Quanto ao sequestro, importa
ainda referir que o seu caráter sancionatório resulta do facto o particular se
sentir privado de explorar um serviço, ter noção das receitas que não está a
receber e ainda pagar por todas as despesas. Óbvio que uma sanção assim tem
caráter provisório, a AP terá de acabar ou por passar de novo a execução do
serviço para o cocontratante ou por rescindir o contrato.
Importa deixar claro que
esta aplicação unilateral das sanções não é livre e incondicionada. A AP só
poderá sancionar o cocontratante depois de o constituir em mora, salvo em casos
de urgência e, no que toca à sanção mais grave, a rescisão contratual, esta só se
aplica em caso de falta grave.
Todas as sanções
contratuais aplicadas pela AP são apreciadas pelo Tribunal Administrativo,
quando o cocontratante o acione para isso.

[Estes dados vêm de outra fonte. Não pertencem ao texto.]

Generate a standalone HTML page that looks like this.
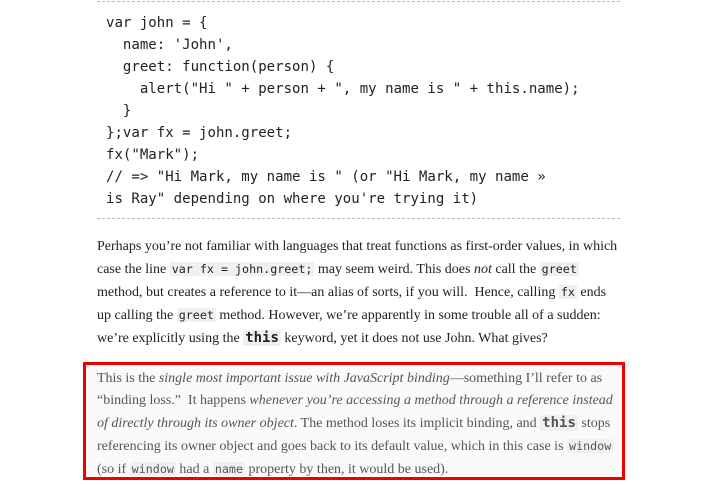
<!DOCTYPE html>
<html><head><meta charset="utf-8"><style>
body{margin:0;background:#fff;width:703px;height:485px;overflow:hidden;font-family:"Liberation Serif",serif;}
.pre{position:absolute;left:97px;top:1px;width:523px;height:216px;border-top:1px dashed #bbb;border-bottom:1px dashed #bbb;}
.pre pre{margin:0;position:absolute;left:9px;top:10px;font-family:"DejaVu Sans Mono",monospace;font-size:14.05px;line-height:22px;color:#222;}
.p{position:absolute;left:97px;width:524px;font-size:14px;line-height:22px;color:#222;}
code{font-family:"DejaVu Sans Mono",monospace;font-size:11.7px;background:#f0f0f0;padding:0 2px;}
code.b{font-weight:bold;font-size:14px;}
.box{position:absolute;left:83px;top:362px;width:536px;height:112px;border:3px solid #e00;background:#fafafa;}
.box .p{left:11px;top:3px;color:#555;width:525px;}
</style></head><body>
<div class="pre"><pre>var john = {
  name: 'John',
  greet: function(person) {
    alert("Hi " + person + ", my name is " + this.name);
  }
};var fx = john.greet;
fx("Mark");
// =&gt; "Hi Mark, my name is " (or "Hi Mark, my name »
is Ray" depending on where you're trying it)</pre></div>
<div class="p" style="top:236px">Perhaps you’re not familiar with languages that treat functions as first-order values, in which case the line <code>var fx = john.greet;</code> may seem weird. This does <i>not</i> call the <code>greet</code> method, but creates a reference to it—an alias of sorts, if you will.&nbsp; Hence, calling <code>fx</code> ends up calling the <code>greet</code> method. However, we’re apparently in some trouble all of a sudden: we’re explicitly using the <code class="b">this</code> keyword, yet it does not use John. What gives?</div>
<div class="box"><div class="p">This is the <i>single most important issue with JavaScript binding</i>—something I’ll refer to as “binding loss.”&nbsp; It happens <i>whenever you’re accessing a method through a reference instead of directly through its owner object</i>. The method loses its implicit binding, and <code class="b">this</code> stops referencing its owner object and goes back to its default value, which in this case is <code>window</code> (so if <code>window</code> had a <code>name</code> property by then, it would be used).</div></div>
</body></html>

Para terminar, resta perceber
que este tipo de sanções tem uma natureza diferente das sanções contratuais
privadas. Ao contrário do que acontece nos contratos privados, nos contratos administrativos as sanções
previstas a favor da AP não têm como objetivo compensá-la pelos danos causados
pela falta do cocontratante, mas sim pressionar a outra parte a cumprir aquilo
a que se comprometera.
Bibliografia:
- Amaral,
Diogo Freitas do (2011), Curso de Direito
Administrativo, II, 2.ª edição, Almedina, Coimbra;
- Caupers,
João (2013), Introdução ao Direito
Administrativo, Âncora Editora, Lisboa;
- Oliveira,
Mário Esteves de, Direito Administrativo,
I, Almedina, Coimbra;
- Suheil,
Salém (2017), O Poder Sancionatório
Contratual como Instrumento de Gestão de Contratos Administrativos, Tese de
Mestrado em Direito Administrativo Vertente Contratação Pública da Faculdade de
Direito da Universidade Católica Portuguesa.